HELLS YES! I couldn’t believe this was only five bucks, because I got my money’s worth about four pages in to the first story, “Den” by the great Richard Corben, when a topless dragon rider, a barbarian prince, and a forced-blowjob scenario combined to deliver one of the most bizarre, hilarious, and weirdly erotic things I’ve ever seen on the printed page.

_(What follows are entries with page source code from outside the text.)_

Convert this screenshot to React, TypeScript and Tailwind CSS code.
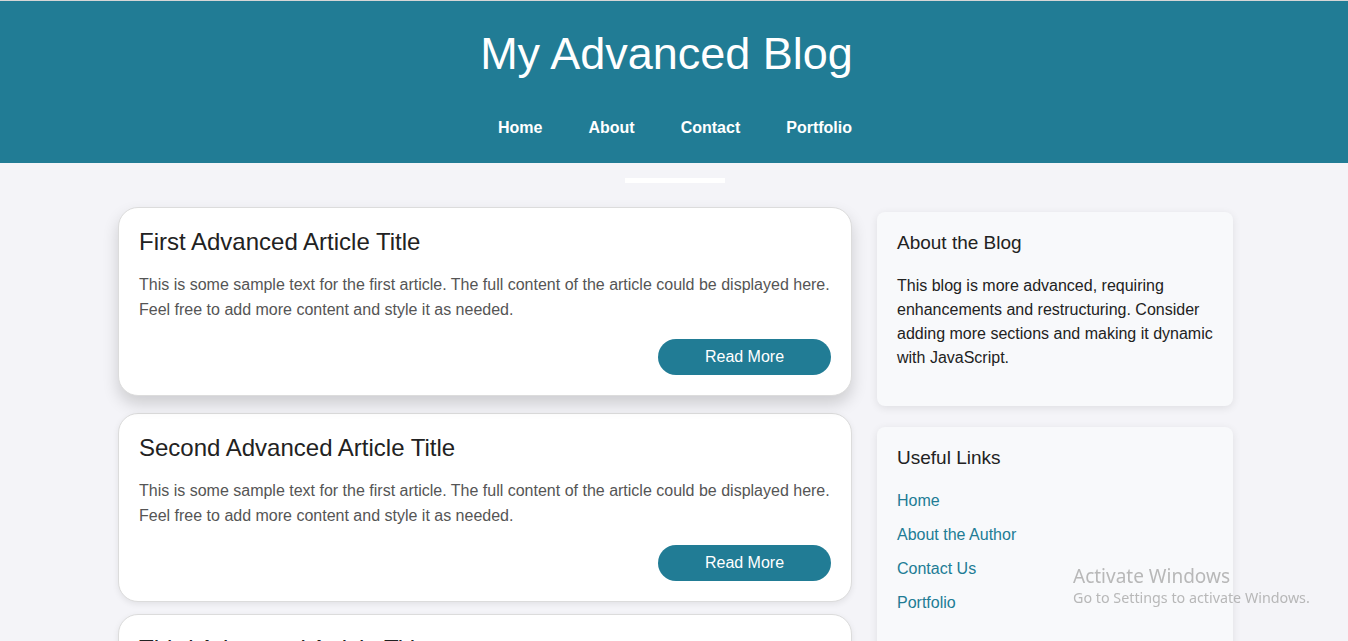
export default function App() {
    const articles = [
        { title: 'First Advanced Article Title', hovered: true },
        { title: 'Second Advanced Article Title', hovered: false },
        { title: 'Third Advanced Article Title', hovered: false },
    ];

    return (
        <div className="min-h-screen bg-[#f4f4f8] border-t border-[#d6d6d6] font-['Liberation_Sans',Arial,sans-serif] overflow-hidden">
            {/* Header */}
            <header className="h-[162px] bg-[#217c95] text-white flex flex-col items-center pt-[27px]">
                <h1 className="text-[45px] leading-[51px] pr-[15px]">My Advanced Blog</h1>
                <nav className="mt-[37px] pl-[2px] flex gap-[46px] text-[16px] leading-6 font-bold">
                    <a href="#">Home</a>
                    <a href="#">About</a>
                    <a href="#">Contact</a>
                    <a href="#">Portfolio</a>
                </nav>
            </header>
            <div className="mx-auto mt-[15px] h-[5px] w-[100px] bg-white translate-x-px" />

            {/* Main */}
            <div className="ml-[118px] mt-[29px] w-[1115px] flex gap-[25px] items-start">
                <div className="w-[734px] flex flex-col gap-3">
                    {articles.map((a) => (
                        <article
                            key={a.title}
                            className={`bg-white border border-[#dcdcdc] rounded-[20px] p-5 ${a.hovered ? '-translate-y-[5px] shadow-[0_8px_16px_rgba(0,0,0,0.16)]' : 'shadow-[0_2px_6px_rgba(0,0,0,0.08)]'}`}
                        >
                            <h2 className="text-[24px] leading-[28px] text-[#222]">{a.title}</h2>
                            <p className="mt-4 text-[16px] leading-[25px] text-[#555]">
                                This is some sample text for the first article. The full content of the article could be displayed here. Feel free to add more content and style it as needed.
                            </p>
                            <div className="mt-[17px] flex justify-end">
                                <button className="w-[173px] h-[36px] rounded-full bg-[#217c95] text-white text-[16px]">
                                    Read More
                                </button>
                            </div>
                        </article>
                    ))}
                </div>

                {/* Sidebar */}
                <aside className="w-[356px] flex flex-col gap-[21px]">
                    <div className="bg-[#f8f9fb] rounded-lg p-5 shadow-[0_2px_8px_rgba(0,0,0,0.09)]">
                        <h3 className="text-[19px] leading-[22px] text-[#222]">About the Blog</h3>
                        <p className="mt-5 mb-4 text-[16px] leading-6 text-[#222]">
                            This blog is more advanced, requiring enhancements and restructuring. Consider adding more sections and making it dynamic with JavaScript.
                        </p>
                    </div>
                    <div className="bg-[#f8f9fb] rounded-lg p-5 shadow-[0_2px_8px_rgba(0,0,0,0.09)]">
                        <h3 className="text-[19px] leading-[22px] text-[#222]">Useful Links</h3>
                        <ul className="mt-5 mb-4 flex flex-col gap-[10px] text-[16px] leading-6 text-[#217c95]">
                            <li><a href="#">Home</a></li>
                            <li><a href="#">About the Author</a></li>
                            <li><a href="#">Contact Us</a></li>
                            <li><a href="#">Portfolio</a></li>
                        </ul>
                    </div>
                </aside>
            </div>

            {/* Windows activation watermark */}
            <div className="fixed left-[1073px] top-[563px] text-[#a8a8a8]/80 font-['Noto_Sans',sans-serif] pointer-events-none">
                <div className="text-[19px] leading-[26px]">Activate Windows</div>
                <div className="text-[14.3px] leading-[18px]">Go to Settings to activate Windows.</div>
            </div>
        </div>
    );
}
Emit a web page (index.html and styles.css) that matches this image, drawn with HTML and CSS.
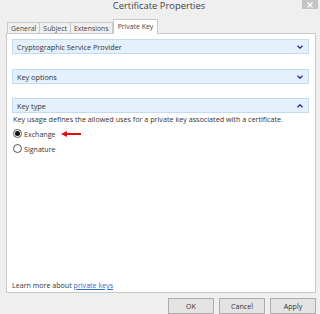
FILE: index.html
```html
<!DOCTYPE html>
<html>
<head>
<meta charset="utf-8">
<link rel="stylesheet" href="styles.css">
</head>
<body>
<div class="window">
  <div class="titlebar">
    <div class="title">Certificate Properties</div>
    <div class="close">
      <svg width="6" height="6" viewBox="0 0 6 6"><path d="M0.5 0.5 L5.5 5.5 M5.5 0.5 L0.5 5.5" stroke="#fff" stroke-width="1.2"/></svg>
    </div>
  </div>
  <div class="tabs">
    <div class="tab">General</div>
    <div class="tab">Subject</div>
    <div class="tab">Extensions</div>
    <div class="tab active">Private Key</div>
  </div>
  <div class="panel">
    <div class="bar">
      <span>Cryptographic Service Provider</span>
      <svg class="chev" width="6" height="4" viewBox="0 0 6 4"><path d="M0.5 0.8 L3 3.2 L5.5 0.8" fill="none" stroke="#1a2f8f" stroke-width="1.3"/></svg>
    </div>
    <div class="bar gap2">
      <span>Key options</span>
      <svg class="chev" width="6" height="4" viewBox="0 0 6 4"><path d="M0.5 0.8 L3 3.2 L5.5 0.8" fill="none" stroke="#1a2f8f" stroke-width="1.3"/></svg>
    </div>
    <div class="bar gap3">
      <span>Key type</span>
      <svg class="chev" width="6" height="4" viewBox="0 0 6 4"><path d="M0.5 3.2 L3 0.8 L5.5 3.2" fill="none" stroke="#1a2f8f" stroke-width="1.3"/></svg>
    </div>
    <div class="desc">Key usage defines the allowed uses for a private key associated with a certificate.</div>
    <div class="radio-row first">
      <span class="radio checked"></span><span class="rlabel">Exchange</span>
      <svg class="arrow" width="20" height="6" viewBox="0 0 20 6"><path d="M0 3 L6 0 L6 2 L20 2 L20 4 L6 4 L6 6 Z" fill="#e01010"/></svg>
    </div>
    <div class="radio-row">
      <span class="radio"></span><span class="rlabel">Signature</span>
    </div>
    <div class="learn">Learn more about <a href="#">private keys</a></div>
  </div>
  <div class="buttons">
    <div class="btn">OK</div>
    <div class="btn">Cancel</div>
    <div class="btn">Apply</div>
  </div>
</div>
</body>
</html>
```
FILE: styles.css
```css
html, body {
  margin: 0;
  padding: 0;
}
body {
  width: 320px;
  height: 314px;
  overflow: hidden;
  background: #efefef;
  font-family: "Open Sans", "Noto Sans", sans-serif;
  font-size: 7.1px;
  color: #333;
}
.window {
  display: flex;
  flex-direction: column;
  height: 314px;
}
.titlebar {
  height: 18px;
  display: grid;
  grid-template-columns: 1fr auto;
  align-items: start;
}
.title {
  font-size: 9.4px;
  color: #444;
  text-align: center;
  padding-left: 16px;
  line-height: 12px;
}
.close {
  width: 16px;
  height: 9px;
  background: #c4c4c4;
  margin-right: 2px;
  display: flex;
  align-items: center;
  justify-content: center;
}
.tabs {
  display: flex;
  align-items: flex-end;
  margin-left: 7px;
  height: 15px;
}
.tab {
  height: 11px;
  line-height: 11px;
  padding: 0 3px;
  border: 1px solid #c9c9c9;
  border-bottom: none;
  border-right: none;
  background: #f0f0f0;
  color: #444;
  box-sizing: border-box;
  font-size: 6.9px;
}
.tab:nth-child(3) {
  border-right: 1px solid #c9c9c9;
}
.tab.active {
  height: 15px;
  line-height: 13px;
  background: #fff;
  padding: 0 4px;
  border: 1px solid #c9c9c9;
  border-bottom: none;
  margin-bottom: -1px;
  position: relative;
  z-index: 1;
}
.panel {
  margin: 0 4px 0 6px;
  height: 260px;
  background: #fff;
  border: 1px solid #c9c9c9;
  box-sizing: border-box;
  padding: 5px 6px 0 5px;
  display: flex;
  flex-direction: column;
}
.bar {
  height: 15px;
  box-sizing: border-box;
  background: #e4f0fb;
  border: 1px solid #c2dbf1;
  display: flex;
  align-items: center;
  justify-content: space-between;
  padding: 0 5px 0 4px;
  font-size: 7.3px;
  color: #333;
}
.gap2 { margin-top: 15px; }
.gap3 { margin-top: 14px; }
.desc {
  margin-top: 1px;
  line-height: 10px;
  white-space: nowrap;
  padding-left: 1px;
  font-size: 7.2px;
}
.radio-row {
  display: flex;
  align-items: center;
  height: 11px;
  margin-top: 4px;
  padding-left: 1px;
}
.radio-row.first { margin-top: 4px; }
.radio {
  width: 9px;
  height: 9px;
  box-sizing: border-box;
  border: 1px solid #555;
  border-radius: 50%;
  background: #fff;
  display: flex;
  align-items: center;
  justify-content: center;
}
.radio.checked::after {
  content: "";
  width: 5px;
  height: 5px;
  border-radius: 50%;
  background: #111;
}
.rlabel {
  margin-left: 2px;
}
.arrow {
  margin-left: 5px;
}
.learn {
  margin-top: auto;
  margin-bottom: 2px;
  line-height: 10px;
  padding-left: 0;
}
.learn a {
  color: #2a6fc9;
  text-decoration: underline;
}
.buttons {
  display: flex;
  justify-content: flex-end;
  gap: 5px;
  margin-top: 5px;
  margin-right: 4px;
}
.btn {
  width: 46px;
  height: 16px;
  box-sizing: border-box;
  border: 1px solid #adadad;
  background: #e3e3e3;
  text-align: center;
  line-height: 14px;
  color: #333;
}
```
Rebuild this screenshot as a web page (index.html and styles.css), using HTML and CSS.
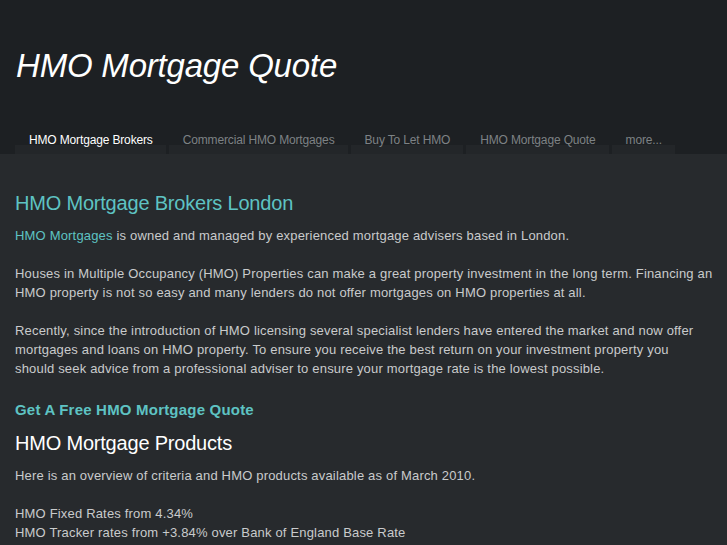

This was the American Heavy Metal’s first anniversary issue, and it captures the magazine at a great time — when they still had reams and reams of early Metal Hurlant material that they could translate and present fresh to the North American audience. Thus, this issue features the holy trinity of Corben, Moebius, and Druillet, along with guest editor Sean Kelly’s long, strange anthology strip “Paradise 9”, which seems to feature various MH/HM contributors aping each other’s styles and characters in a pyschedelic metafiction that I don’t have the right chemicals to appreciate right now. CountZeroOR has a detailed recap of this issue here.
Deadpool #23 by Brian Posehn, Gerry Duggan, and Mike Hawthorne with Jordie Bellaire. Marvel, 2014.
This Agent Coulson thing has to stop. White middle aged male bureaucrats are inherently boring! His boringness is all over this comic, he was boring it up in Black Widow this week, and it looks like he’s about to bore readers of an otherwise appealing Secret Avengers reboot as well. Agent Coulson is like Peyton Manning, throwing six yard screen passes all day and then going home to watch tape of his next opponent all night. Effective? Admittedly yes. Dreadfully dull? Also yes.
Other than that this is a hoot, the closest thing to Archer in comic form, albeit with the sex/violence ratio flipped considerably further towards Violence. The best part of this issue: a pair of evil henchmen arguing over who’s better at mixing up WMD’s: “I’ve been making poisonous gas since before Saddam, kid, I was gassing people while you were still swimmin’ around in your daddy’s baggage.”
Shaolin Cowboy #2 & #4 by Geoff Darrow. Dark Horse, 2013 & 2014.
I think there’s a strong chance that this volume of Shaolin Cowboy will be closely studied by students of sequential art for many years. On first blush, its ‘extreme’ subject matter, a gruesome fight of one man against hundreds of zombies, suffers from the banality of excess — little more than a comic adaptation of the Dead Rising games. Underneath the hood, it is remarkable as:
- A formalist exercise in perspective, motion, and kinesiology
- A zen exercise in repetition and meditation
- A rejection of literary storytelling technique in favor of the cinematic and purely visual
- A lesson in Eastern/Buddhist conceptions of time and circularity
- A paeon to chainsaws and kung-fu
I’d really like to discuss the ending of issue 4 but for once I think this is something worth not spoiling, so if you’ve read it hit me up in the comments or on twitter because I’m dying to talk about this comic!
*My favorite phrase? “Seven Tuba Pileup.”